Sometimes mess-essity is the mother of invention.
Consider the creation of the Good Humor bar. Back in 1920, a fellow named Harry Burt ran a lollipop factory and ice cream shop in Youngstown, Ohio. One night he made a little treat for his daughter. He took a rectangle of ice cream and coated it with a thin, smooth layer of chocolate. Nice, said the kid, but messy. Harry’s son looked around the shop, saw the box of lollipop sticks and you know the rest.
Seventy-five years later, Good Humor is celebrating father and son’s 3 a.m. run to the patent attorney’s office. That very night the Burts secured their hold on history.
“The Eskimo Pie was first,” concedes Good Humor representative Al Reynolds with the generosity of a winner. “But it just didn’t have the stick.”
A mere five years younger than the bar itself, Reynolds began his career selling Good Humors on the Bronx’ Grand Concourse when he returned from Patton’s Army in ’46. “I was making $100 a week. That was a lot of money back then!” says the vet. Wednesday and Saturday nights left him especially flush because the park sponsored dances, and revelers crowded his cart. A Good Humor bar cost 10 cents.
In ’47, Reynolds was promoted to manager and henceforth taught two generations of ice cream peddlers how to do their job.
“We had a manual called, `Making Good with Good Humor,”‘ recalls Reynolds. “It was very touching. It told you to wear white socks, make sure your fingernails are clean, shine your shoes every day. They even told you in the evening when you get home to soak your feet in warm water with bicarbonate of soda. It was quite a program!”
Back then, Good Humor men were required to wear white suits with a bow tie. A name pin identified the salesman by the moniker of his choice. “Some were `Uncle Jack,’ or `Uncle Al,”‘ says Reynolds.
And why not? Many of the Good Humor guys kept the same route for years. They watched their clientele grow from dribble-covered Dixie Cuppers to straight and tall toasted almond aficionados.
The clientele, in turn, exhibited Pavlovian predictability. To this day, many an adult salivates at the sight of a hinge-covered truck, the feel of a waxy, air-puffed wrapper or the glorious sound of tinkling bells.
Those bells were originally snatched from Harry Burt Jr.’s bobsled, Reynolds says. Mr. Burt not only invented the Good Humor, he also invented the marketing to go along with it. He hired chauffeurs and dressed them in uniforms, added bells to their fancy cars and introduced the world to automobile-delivered ice cream.

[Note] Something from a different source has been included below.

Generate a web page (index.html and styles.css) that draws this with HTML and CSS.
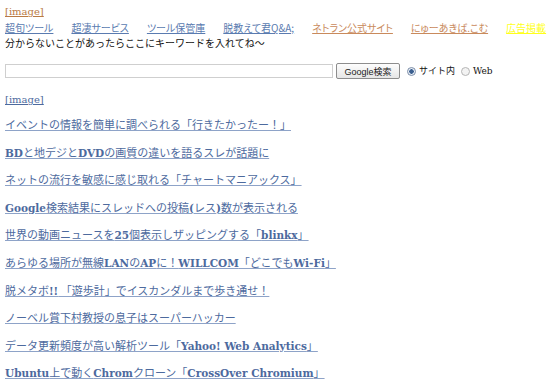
FILE: index.html
```html
<!DOCTYPE html>
<html lang="ja">
  <head>
    <meta charset="UTF-8" />
    <title>超旬ツール</title>
    <link rel="stylesheet" href="styles.css">
  </head>
  <body>
    <!-- HEADER -->
    <div class="header">
      <a class="logo" href="#">[image]</a>
      <ul class="nav">
        <li><a href="#">超旬ツール</a></li>
        <li><a href="#">超凄サービス</a></li>
        <li><a href="#">ツール保管庫</a></li>
        <li><a href="#">脱教えて君Q&amp;A;</a></li>
        <li><a class="ext" href="#">ネトラン公式サイト</a></li>
        <li><a class="ext" href="#">にゅーあきば.こむ</a></li>
        <li><a class="ad" href="#">広告掲載</a></li>
      </ul>
      <p class="lead">分からないことがあったらここにキーワードを入れてね～</p>
    </div>

    <!-- SEARCH -->
    <form class="search">
      <input type="text" class="search-input" />
      <button type="button" class="search-btn">Google検索</button>
      <label class="scope"><span class="radio checked"></span>サイト内</label>
      <label class="scope"><span class="radio"></span><span class="web">Web</span></label>
    </form>

    <a class="banner" href="#">[image]</a>

    <!-- HEADLINES -->
    <ul class="news">
      <li><a href="#">イベントの情報を簡単に調べられる「行きたかったー！」</a></li>
      <li><a href="#"><b>BD</b>と地デジと<b>DVD</b>の画質の違いを語るスレが話題に</a></li>
      <li><a href="#">ネットの流行を敏感に感じ取れる「チャートマニアックス」</a></li>
      <li><a href="#"><b>Google</b>検索結果にスレッドへの投稿<b>(</b>レス<b>)</b>数が表示される</a></li>
      <li><a href="#">世界の動画ニュースを<b>25</b>個表示しザッピングする「<b>blinkx</b>」</a></li>
      <li><a href="#">あらゆる場所が無線<b>LAN</b>の<b>AP</b>に！<b>WILLCOM</b>「どこでも<b>Wi-Fi</b>」</a></li>
      <li><a href="#">脱メタボ<b>!!</b> 「遊歩計」でイスカンダルまで歩き通せ！</a></li>
      <li><a href="#">ノーベル賞下村教授の息子はスーパーハッカー</a></li>
      <li><a href="#">データ更新頻度が高い解析ツール「<b>Yahoo! Web Analytics</b>」</a></li>
      <li><a href="#"><b>Ubuntu</b>上で動く<b>Chrom</b>クローン「<b>CrossOver Chromium</b>」</a></li>
    </ul>
  </body>
</html>
```
FILE: styles.css
```css
/* Global */
body {
  margin: 0;
  padding: 4px 5px;
  background: #fff;
  color: #111;
  font-family: "Noto Sans CJK JP", sans-serif;
  font-size: 10px;
  line-height: 1.4;
}
a {
  color: #4d6a9e;
}

/* HEADER */
.header {
  display: flex;
  flex-direction: column;
  align-items: flex-start;
}
.logo {
  font-family: "DejaVu Serif", serif;
  font-size: 10px;
  color: #b97a45;
  line-height: 16px;
}
.nav {
  list-style: none;
  margin: 0;
  padding: 0;
  display: flex;
  gap: 18px;
  line-height: 16px;
  font-size: 10px;
  white-space: nowrap;
  font-feature-settings: "palt";
}
.nav li {
  flex-shrink: 0;
}
.nav a {
  color: #5a7bb0;
}
.nav a.ext {
  color: #c98a5c;
}
.nav a.ad {
  color: #ffff1a;
}
.lead {
  margin: 0;
  line-height: 14px;
}

/* SEARCH */
.search {
  display: flex;
  align-items: center;
  margin-top: 13px;
  height: 16px;
}
.search-input {
  width: 326px;
  height: 12px;
  margin: 0 3px 0 0;
  padding: 0;
  border: 1px solid #cfcfcf;
}
.search-btn {
  width: 64px;
  height: 16px;
  padding: 0;
  font-family: "Liberation Sans", "Noto Sans CJK JP", sans-serif;
  font-size: 9px;
  color: #222;
  background: linear-gradient(#fdfdfd, #e6e6e6);
  border: 1px solid #8d8d8d;
  border-radius: 2px;
}
.scope {
  display: flex;
  align-items: center;
  font-size: 9px;
  margin-left: 7px;
}
.scope + .scope {
  margin-left: 6px;
}
.radio {
  width: 7px;
  height: 7px;
  border: 1px solid #b5b5b5;
  border-radius: 50%;
  background: #f3f3f3;
  margin-right: 3px;
}
.radio.checked {
  background: radial-gradient(circle, #3b5f8f 0 2px, #e8eef6 2.5px);
  border-color: #7c8ea8;
}
.web {
  font-family: "DejaVu Serif", serif;
}

.banner {
  display: inline-block;
  margin-top: 13px;
  font-family: "DejaVu Serif", serif;
  font-size: 10px;
  line-height: 16px;
}

/* HEADLINES */
.news {
  list-style: none;
  margin: 7px 0 0;
  padding: 0;
}
.news li {
  height: 27.6px;
  line-height: 18px;
  font-size: 11px;
  white-space: nowrap;
}
.news a {
  color: #4d6a9e;
  text-decoration-color: #8ea3c8;
}
.news b {
  font-family: "DejaVu Serif", serif;
  font-size: 10.5px;
}
```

The company prided itself on its promotions. Until 1962, Good Humor always featured a flavor of the week. Some of them, including the Chocolate Eclair bar and Strawberry Shortcake, became part of the regular retinue. Others, like the black raspberry bar, faded into memory.
By far the company’s most popular promotion was the Lucky Stick. Lick your way down to a specially printed stick and you’d win a free ice cream! “We packed one free stick in every 12 bars,” says Reynolds. What could be more exciting? Not much. So why did it end? Don’t ask.
“In 1938 or ’39 the Federal Trade Commission gave us a cease and desist order,” says Reynolds, still miffed. Because the promotion required one to actually purchase an ice cream, it fell under some sort of interstate gambling prohibition. Today, you’ll notice, most contests say, “No purchase required.”
From that moment on, Good Humor changed with the times, finally moving from the street into the grocery store. No tinkling bells, no white uniforms, no more dry ice required. Nowadays, the company doesn’t even have its own trucks. Anyone peddling Good Humors is an independent operator.
An era is over but its ice cream lives on. So, in its 75th year, ring a bell, lick a bar and salute the days when the most popular dealer on the street was peddling nothing stronger than candy-coated ice cream.